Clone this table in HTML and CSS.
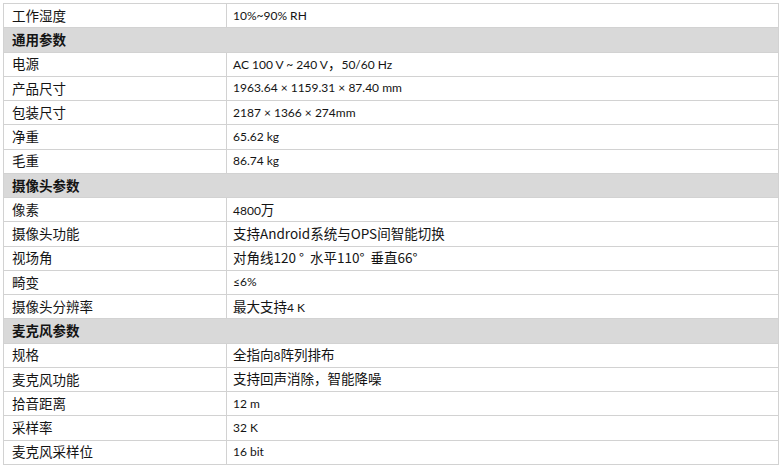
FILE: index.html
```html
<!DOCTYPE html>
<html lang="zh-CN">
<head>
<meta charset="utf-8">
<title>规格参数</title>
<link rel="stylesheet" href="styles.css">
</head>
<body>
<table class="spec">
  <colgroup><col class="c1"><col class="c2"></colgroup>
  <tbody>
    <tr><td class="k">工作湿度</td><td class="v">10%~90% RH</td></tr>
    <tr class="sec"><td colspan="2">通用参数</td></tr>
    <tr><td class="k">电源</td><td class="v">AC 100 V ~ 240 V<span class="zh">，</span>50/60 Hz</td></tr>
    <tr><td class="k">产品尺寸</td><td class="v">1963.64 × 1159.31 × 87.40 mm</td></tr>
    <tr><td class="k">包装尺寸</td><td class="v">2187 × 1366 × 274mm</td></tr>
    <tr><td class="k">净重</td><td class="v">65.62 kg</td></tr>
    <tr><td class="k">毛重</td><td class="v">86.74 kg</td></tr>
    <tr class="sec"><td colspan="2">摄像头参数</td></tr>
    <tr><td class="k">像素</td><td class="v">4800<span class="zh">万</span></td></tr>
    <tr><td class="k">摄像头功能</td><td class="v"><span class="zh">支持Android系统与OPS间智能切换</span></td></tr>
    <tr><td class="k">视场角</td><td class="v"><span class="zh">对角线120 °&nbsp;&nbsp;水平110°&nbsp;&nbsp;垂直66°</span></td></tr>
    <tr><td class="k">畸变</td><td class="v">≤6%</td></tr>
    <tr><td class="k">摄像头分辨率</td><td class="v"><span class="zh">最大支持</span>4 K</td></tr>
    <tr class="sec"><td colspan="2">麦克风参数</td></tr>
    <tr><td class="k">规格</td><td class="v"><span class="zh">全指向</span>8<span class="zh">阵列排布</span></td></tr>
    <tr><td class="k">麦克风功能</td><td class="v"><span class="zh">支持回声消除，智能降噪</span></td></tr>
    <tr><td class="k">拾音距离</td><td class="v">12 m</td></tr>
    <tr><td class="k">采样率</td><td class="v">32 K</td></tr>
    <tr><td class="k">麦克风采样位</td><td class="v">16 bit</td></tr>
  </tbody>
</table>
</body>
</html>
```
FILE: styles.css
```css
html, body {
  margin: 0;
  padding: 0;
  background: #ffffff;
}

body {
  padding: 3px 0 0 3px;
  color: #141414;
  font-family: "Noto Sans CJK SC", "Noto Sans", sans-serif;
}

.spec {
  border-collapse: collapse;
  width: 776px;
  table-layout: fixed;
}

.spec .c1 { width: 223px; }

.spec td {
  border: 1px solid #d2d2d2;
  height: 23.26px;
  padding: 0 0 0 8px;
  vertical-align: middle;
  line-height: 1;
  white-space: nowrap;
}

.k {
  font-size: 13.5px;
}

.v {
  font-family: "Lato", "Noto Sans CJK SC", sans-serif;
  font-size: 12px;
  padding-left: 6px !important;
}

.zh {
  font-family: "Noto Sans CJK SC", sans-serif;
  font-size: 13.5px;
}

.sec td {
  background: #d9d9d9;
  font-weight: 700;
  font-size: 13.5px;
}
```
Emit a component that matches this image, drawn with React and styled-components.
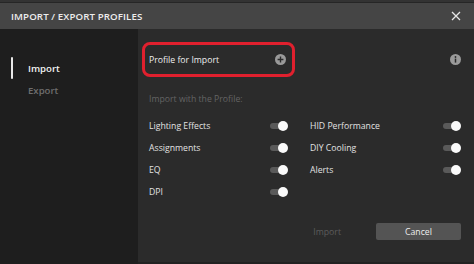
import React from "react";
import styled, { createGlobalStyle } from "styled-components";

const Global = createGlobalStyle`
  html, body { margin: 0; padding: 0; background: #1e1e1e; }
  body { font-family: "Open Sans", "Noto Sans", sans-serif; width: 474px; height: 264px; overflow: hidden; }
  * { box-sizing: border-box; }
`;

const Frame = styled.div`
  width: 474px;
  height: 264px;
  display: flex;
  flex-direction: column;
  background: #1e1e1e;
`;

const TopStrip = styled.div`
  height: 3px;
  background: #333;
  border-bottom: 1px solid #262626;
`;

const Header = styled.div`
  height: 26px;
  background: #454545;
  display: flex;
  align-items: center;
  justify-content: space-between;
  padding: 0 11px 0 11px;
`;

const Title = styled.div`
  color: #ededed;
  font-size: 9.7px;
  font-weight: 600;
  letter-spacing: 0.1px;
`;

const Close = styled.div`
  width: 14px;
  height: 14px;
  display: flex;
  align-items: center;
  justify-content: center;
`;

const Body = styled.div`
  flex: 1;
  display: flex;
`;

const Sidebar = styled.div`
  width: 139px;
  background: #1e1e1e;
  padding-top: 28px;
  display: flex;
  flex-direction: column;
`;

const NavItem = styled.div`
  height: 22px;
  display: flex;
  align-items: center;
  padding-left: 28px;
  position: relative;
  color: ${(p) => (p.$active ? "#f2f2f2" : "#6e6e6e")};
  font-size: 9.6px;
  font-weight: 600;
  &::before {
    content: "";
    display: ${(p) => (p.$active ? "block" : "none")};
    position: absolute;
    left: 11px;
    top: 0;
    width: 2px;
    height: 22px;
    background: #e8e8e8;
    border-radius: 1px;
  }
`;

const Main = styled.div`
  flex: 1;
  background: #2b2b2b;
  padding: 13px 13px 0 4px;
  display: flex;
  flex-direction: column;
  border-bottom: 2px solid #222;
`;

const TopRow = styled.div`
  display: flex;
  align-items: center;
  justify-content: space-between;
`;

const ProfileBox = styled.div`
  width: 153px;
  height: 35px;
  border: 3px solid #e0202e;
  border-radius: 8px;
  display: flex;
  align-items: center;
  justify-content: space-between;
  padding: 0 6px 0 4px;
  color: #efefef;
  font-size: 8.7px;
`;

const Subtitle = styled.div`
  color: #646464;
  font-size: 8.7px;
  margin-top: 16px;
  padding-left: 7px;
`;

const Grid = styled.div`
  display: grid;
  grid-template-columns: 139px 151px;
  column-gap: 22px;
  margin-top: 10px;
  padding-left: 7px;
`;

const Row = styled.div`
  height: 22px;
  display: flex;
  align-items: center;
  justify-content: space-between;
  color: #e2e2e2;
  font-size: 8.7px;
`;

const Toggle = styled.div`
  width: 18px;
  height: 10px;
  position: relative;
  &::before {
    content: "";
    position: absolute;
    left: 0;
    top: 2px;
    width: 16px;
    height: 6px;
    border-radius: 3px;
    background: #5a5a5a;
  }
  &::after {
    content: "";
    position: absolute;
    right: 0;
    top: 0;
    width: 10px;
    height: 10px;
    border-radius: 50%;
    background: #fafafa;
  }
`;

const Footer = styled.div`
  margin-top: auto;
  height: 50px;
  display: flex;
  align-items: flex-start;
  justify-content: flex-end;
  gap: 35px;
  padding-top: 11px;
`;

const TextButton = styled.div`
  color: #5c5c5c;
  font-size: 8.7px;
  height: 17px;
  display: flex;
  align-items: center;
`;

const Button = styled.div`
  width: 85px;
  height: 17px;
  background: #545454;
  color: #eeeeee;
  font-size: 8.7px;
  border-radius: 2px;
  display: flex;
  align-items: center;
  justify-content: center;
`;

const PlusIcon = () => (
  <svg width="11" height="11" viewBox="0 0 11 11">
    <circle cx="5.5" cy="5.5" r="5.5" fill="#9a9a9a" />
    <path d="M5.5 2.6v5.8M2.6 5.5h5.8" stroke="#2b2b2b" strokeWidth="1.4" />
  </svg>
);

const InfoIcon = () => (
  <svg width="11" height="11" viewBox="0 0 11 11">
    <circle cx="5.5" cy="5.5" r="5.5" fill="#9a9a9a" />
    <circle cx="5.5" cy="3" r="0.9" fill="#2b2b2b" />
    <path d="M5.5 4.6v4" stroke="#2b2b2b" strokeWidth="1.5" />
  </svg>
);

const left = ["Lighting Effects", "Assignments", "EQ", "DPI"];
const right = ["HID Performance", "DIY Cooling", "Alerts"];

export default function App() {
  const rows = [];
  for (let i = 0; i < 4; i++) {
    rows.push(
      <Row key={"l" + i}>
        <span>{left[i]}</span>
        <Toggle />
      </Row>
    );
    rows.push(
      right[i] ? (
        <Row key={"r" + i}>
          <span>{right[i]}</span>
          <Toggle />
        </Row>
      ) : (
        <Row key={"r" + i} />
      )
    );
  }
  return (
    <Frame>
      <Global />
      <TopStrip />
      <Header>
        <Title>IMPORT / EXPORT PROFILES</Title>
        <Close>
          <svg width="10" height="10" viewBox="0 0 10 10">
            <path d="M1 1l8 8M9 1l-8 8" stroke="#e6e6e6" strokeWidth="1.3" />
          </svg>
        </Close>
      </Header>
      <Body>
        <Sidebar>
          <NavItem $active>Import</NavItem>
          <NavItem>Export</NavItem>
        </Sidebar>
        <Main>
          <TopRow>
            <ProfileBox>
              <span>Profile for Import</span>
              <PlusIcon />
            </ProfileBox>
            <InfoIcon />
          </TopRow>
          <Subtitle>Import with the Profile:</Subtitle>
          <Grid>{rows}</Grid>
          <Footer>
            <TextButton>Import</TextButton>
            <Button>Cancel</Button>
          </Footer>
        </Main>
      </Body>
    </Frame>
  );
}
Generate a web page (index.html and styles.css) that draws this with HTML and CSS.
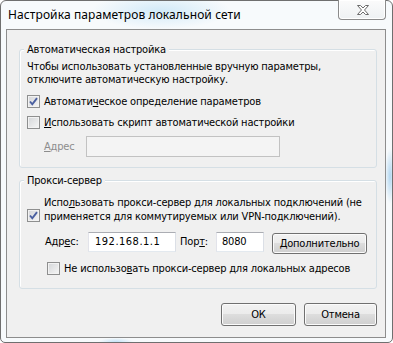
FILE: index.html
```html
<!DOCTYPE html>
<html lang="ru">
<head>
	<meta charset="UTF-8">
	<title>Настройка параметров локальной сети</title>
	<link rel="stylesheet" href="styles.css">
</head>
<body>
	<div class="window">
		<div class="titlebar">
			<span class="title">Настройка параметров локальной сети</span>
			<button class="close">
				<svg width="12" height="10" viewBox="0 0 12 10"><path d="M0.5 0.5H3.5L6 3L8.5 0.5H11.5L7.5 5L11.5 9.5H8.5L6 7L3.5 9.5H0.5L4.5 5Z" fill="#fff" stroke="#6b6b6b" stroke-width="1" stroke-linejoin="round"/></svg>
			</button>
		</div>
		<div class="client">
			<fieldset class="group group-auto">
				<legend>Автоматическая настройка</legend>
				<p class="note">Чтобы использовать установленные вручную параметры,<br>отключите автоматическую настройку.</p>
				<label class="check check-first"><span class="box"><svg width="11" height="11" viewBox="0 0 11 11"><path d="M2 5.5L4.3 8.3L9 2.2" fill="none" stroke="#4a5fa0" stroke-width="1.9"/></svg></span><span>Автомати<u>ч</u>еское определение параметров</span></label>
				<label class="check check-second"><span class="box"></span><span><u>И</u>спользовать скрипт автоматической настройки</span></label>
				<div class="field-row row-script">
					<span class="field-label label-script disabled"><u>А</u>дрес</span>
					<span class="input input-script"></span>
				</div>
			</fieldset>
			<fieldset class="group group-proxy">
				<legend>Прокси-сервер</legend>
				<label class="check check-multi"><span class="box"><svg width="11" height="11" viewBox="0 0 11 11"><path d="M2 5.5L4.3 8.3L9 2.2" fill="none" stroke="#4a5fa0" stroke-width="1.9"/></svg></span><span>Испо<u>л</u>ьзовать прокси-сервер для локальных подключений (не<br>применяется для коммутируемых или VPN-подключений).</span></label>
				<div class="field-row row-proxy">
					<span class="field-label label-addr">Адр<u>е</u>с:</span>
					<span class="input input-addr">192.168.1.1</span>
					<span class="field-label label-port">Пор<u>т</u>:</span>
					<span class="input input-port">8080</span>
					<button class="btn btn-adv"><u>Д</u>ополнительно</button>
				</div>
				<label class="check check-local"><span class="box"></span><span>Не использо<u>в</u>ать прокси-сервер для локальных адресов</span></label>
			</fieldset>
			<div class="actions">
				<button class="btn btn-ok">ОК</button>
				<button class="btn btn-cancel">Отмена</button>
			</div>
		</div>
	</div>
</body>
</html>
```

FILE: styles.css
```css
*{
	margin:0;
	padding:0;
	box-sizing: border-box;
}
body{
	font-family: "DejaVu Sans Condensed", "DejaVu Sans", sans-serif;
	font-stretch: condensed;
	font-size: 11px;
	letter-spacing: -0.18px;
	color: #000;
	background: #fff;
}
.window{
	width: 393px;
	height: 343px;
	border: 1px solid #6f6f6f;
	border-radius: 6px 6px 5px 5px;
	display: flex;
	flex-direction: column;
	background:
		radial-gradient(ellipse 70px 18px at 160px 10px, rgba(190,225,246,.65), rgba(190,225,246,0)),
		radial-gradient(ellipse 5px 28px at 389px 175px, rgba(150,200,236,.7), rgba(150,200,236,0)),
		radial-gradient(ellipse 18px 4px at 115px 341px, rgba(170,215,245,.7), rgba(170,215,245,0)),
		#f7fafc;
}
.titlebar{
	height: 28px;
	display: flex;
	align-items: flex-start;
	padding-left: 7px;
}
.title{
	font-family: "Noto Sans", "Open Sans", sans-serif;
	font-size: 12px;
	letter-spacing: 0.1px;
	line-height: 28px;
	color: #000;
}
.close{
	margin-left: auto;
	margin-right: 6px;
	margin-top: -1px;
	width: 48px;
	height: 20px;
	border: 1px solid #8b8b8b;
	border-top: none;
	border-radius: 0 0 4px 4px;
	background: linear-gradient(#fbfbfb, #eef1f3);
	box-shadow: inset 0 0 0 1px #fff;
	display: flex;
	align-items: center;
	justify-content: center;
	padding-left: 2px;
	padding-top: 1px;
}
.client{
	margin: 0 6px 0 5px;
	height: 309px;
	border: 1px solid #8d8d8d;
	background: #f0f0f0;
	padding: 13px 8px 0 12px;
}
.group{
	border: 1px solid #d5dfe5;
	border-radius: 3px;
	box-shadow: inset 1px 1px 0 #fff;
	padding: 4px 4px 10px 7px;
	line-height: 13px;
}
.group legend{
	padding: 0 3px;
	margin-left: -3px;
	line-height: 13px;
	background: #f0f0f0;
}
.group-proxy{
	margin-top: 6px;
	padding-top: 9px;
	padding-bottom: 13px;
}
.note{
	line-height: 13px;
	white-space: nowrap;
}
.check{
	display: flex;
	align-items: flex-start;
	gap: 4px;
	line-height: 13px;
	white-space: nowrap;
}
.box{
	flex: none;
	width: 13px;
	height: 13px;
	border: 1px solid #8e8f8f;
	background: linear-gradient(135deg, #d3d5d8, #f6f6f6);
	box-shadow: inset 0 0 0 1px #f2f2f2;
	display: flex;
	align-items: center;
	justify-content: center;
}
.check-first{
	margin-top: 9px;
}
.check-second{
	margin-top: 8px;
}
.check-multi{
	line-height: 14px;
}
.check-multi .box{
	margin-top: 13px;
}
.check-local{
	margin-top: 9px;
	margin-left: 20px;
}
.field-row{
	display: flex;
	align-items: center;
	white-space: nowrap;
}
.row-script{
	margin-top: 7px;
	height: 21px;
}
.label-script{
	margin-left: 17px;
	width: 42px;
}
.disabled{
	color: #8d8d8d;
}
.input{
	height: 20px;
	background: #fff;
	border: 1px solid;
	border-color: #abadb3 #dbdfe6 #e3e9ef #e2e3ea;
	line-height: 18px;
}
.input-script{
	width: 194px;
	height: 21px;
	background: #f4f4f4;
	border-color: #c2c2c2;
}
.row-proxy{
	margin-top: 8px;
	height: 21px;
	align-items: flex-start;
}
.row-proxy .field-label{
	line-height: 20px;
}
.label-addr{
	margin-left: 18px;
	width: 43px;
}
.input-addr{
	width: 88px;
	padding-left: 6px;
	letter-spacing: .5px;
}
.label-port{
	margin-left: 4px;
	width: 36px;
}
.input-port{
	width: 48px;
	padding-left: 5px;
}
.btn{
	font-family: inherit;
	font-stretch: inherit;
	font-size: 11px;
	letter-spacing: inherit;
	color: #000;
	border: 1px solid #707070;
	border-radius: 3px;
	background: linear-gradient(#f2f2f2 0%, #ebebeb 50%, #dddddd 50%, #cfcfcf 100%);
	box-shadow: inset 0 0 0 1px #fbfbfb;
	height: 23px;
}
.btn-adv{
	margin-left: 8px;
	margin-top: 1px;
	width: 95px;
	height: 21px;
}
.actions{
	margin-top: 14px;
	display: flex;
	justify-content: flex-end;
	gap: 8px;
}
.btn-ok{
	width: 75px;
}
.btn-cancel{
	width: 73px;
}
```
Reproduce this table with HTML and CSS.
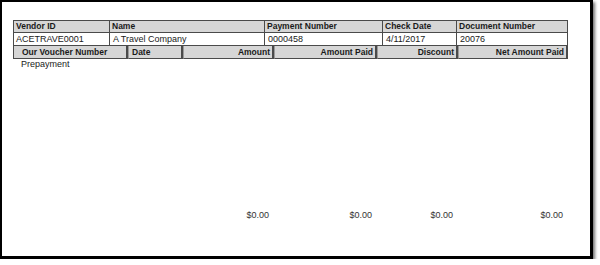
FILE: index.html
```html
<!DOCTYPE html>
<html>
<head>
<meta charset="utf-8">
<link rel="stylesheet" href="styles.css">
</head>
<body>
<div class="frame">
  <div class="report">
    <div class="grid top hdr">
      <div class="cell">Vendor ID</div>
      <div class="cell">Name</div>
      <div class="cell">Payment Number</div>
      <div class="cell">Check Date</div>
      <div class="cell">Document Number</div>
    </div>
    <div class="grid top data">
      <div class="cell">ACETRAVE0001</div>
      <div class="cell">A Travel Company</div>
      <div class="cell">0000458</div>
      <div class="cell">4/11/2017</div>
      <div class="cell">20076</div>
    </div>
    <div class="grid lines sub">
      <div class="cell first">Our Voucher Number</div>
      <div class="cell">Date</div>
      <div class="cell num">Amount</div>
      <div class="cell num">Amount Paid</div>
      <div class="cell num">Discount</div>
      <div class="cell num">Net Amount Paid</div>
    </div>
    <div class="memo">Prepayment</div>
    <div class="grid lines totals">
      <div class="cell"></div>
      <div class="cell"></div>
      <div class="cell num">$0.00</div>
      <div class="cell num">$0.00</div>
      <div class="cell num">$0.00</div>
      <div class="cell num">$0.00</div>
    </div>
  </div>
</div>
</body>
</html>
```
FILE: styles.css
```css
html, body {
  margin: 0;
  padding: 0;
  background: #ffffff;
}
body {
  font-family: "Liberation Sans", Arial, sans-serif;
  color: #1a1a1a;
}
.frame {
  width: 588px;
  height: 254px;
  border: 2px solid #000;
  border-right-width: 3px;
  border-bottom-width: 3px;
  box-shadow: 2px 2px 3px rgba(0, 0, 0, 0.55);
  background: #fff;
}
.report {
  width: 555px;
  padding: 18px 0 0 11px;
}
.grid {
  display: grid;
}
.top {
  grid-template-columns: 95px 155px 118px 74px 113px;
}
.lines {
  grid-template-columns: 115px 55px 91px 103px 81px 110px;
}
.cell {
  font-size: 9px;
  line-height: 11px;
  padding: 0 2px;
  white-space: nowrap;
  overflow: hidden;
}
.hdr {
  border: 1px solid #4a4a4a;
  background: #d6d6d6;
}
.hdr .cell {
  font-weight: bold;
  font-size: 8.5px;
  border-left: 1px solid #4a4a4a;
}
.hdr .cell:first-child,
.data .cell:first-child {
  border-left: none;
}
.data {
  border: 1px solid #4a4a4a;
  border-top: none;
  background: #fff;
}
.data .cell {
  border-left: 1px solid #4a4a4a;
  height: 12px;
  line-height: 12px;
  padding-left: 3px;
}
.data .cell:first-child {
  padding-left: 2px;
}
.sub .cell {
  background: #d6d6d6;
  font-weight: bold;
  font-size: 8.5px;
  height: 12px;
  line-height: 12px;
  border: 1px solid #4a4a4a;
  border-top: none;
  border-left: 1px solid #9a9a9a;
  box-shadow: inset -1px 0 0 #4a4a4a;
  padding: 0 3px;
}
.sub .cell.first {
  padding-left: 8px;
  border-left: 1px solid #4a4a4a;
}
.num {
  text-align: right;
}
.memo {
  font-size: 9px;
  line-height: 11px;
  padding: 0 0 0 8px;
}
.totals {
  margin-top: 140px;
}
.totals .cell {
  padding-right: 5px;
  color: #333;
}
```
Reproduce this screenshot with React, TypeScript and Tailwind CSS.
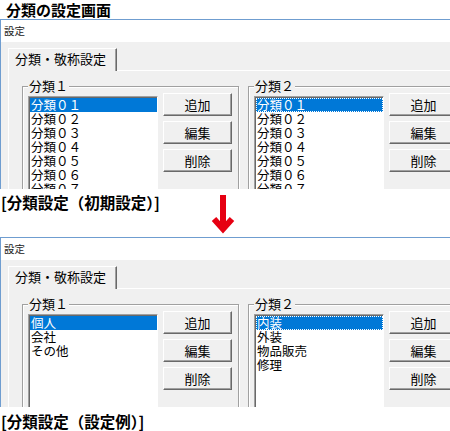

──────

THE REQUEST:
Go through the records line by line and count those containing the string "that". Give only the total.

RESPONSE TO THIS EXERCISE:
2